Was kostet der Ozean?

Sonne strahlt durch dichte Wolken am Himmel über der rauen Brandung

Die Potenziale zur Nahrungssicherung und zur Wertschöpfung der lebenden Ressourcen im Meer scheinen unendlich. Heute schon werden jährlich über 100 Mio. Tonnen Algen, Fische, Krebse und andere Organismen im Meer gefangen bzw. kultiviert und über 3 Mrd. Menschen beziehen zu mindestens 20% ihren Bedarf an tierischem Eiweiß aus Fischen. Für die Zukunft brauchen wir noch mehr Meer, weil die Weltbevölkerung bis 2050 auf nahezu 10 Mrd. Menschen ansteigt. Auch die potenzielle Wertschöpfung aus lebenden marinen Ressourcen, die nicht zur Ernährung eingesetzt werden, ist beachtlich: allein der Wert von bislang unentdeckten chemischen Verbindungen zur Behandlung von Krebsmedikamenten wird auf 400 Mrd. bis 4 Billionen Euro geschätzt. Noch größere Innovationsmotoren und Werte schlummern in anderen, lebensnahen Bereichen: Nahrungsergänzung aus Mikroalgen, Naturkosmetik mit Tang, Enzyme zur Herstellung von Textilfarben, Züchtung von Knorpelzellen mit Quallen-Kollagen, antimikrobielle Beschichtungen auf Hüftprothesen und Energiegewinnung mit Wasserstoff aus Algen. So weit, so gut.

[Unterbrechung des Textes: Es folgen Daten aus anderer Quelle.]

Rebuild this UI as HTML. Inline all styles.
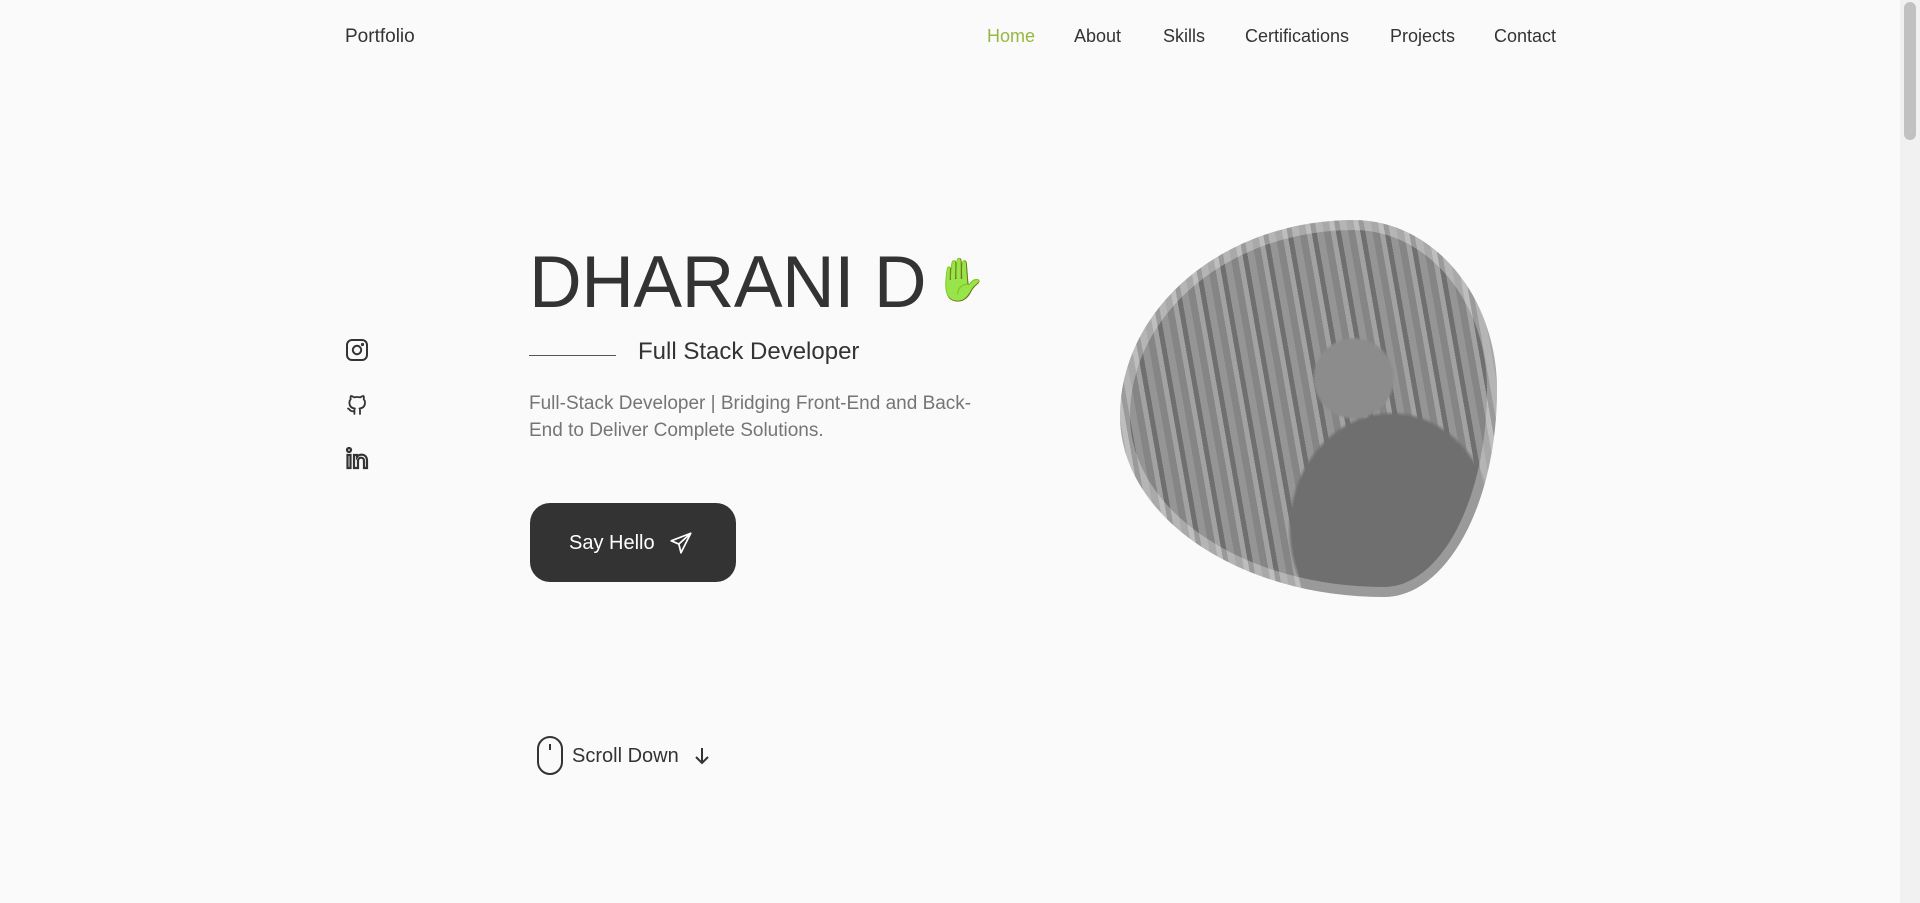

Der Haken dabei: davon, dieses Potenzial clever zu nutzen, sind die Menschen Meilen entfernt. Denn wie sollte eine Quelle, die gleichzeitig Kloake und größtes Müllbehältnis der Menschheit ist, jemals zuverlässige Lieferantin für saubere Nahrung und Medikamente sein? Wie kann man sich der marinen Ökosysteme und ihrer „Services“ bedienen, wenn die Menschen aktiv am Austilgen von Arten mitwirken, von denen man einen Großteil, wenn nicht die meisten, noch garnicht kennt? Wir könnten wesentlich optimistischer in die Zukunft blicken und mit einem größeren Wohlstand rechnen, würden wir die Meere nicht mit Öl, Radioaktiven und Plastikabfällen verseuchen. Hinzu kommen viele Belastungen, deren Folgen heute noch nicht abschätzbar sind, wie z.B. der Tiefseebergbau, das vermehrte Wachstum von pathogenen Keimen in organisch belasteten Sedimenten sowie die Freisetzung von Methan und anderen klimarelevanten Gasen aufgrund einer Temperatur- und pH-Änderung. Diese Einflüsse wirken sich in jedem Falle auf den Wert der biologischen Ressourcen und ihres Nutzungspotenzials aus.

Unumkehrbare Realität ist weder die intelligente, vorausschauende Nutzung, noch eine absolute Zerstörung der Meere. Auf einem Scheideweg befinden wir uns indes schon. Die ethischen, juristischen und politischen Grundsätze für den besseren Weg wurden bereits in den vergangenen Jahrzehnten erarbeitet, z.B. das Vorsorgeprinzip und das Prinzip des „common heritage of mankind“, das vor allem der maltesische Diplomat Arvid Pardo und die Seerechtsexpertin Elisabeth Mann Borgese, Ideengeber für eine neue Weltordnung und Begründer des Seerechtsübereinkommens (UNCLOS 1982), vorantrieben. Auf die Richtung haben wir uns also schon geeinigt. Auch konkrete Ziel- und Handlungsvorgaben unter Anwendung des aktuell verfügbaren Wissens gibt es bereits. Hier stechen in ihrer Wichtigkeit und Aktualität die sogenannten „Sustainable Development Goals“ (SDG) hervor. Dies sind Ziele der Vereinten Nationen, die eine nachhaltige Entwicklung auf ökonomischer, sozialer sowie ökologischer Basis sichern sollen. Sie traten am 1. Januar 2016 mit einer Laufzeit von 15 Jahren (bis 2030) in Kraft. Ein Ziel (SDG 14) widmet sich ausdrücklich den Ozeanen und ihrer nachhaltigen Nutzung. Dringliche Aufgabe ist es nun, diese Ziele national und international über Politik, Administration und Aufklärung umzusetzen. Nicht nur, weil das Meer Wohlstand schafft, sondern auch, weil es einfach schön ist.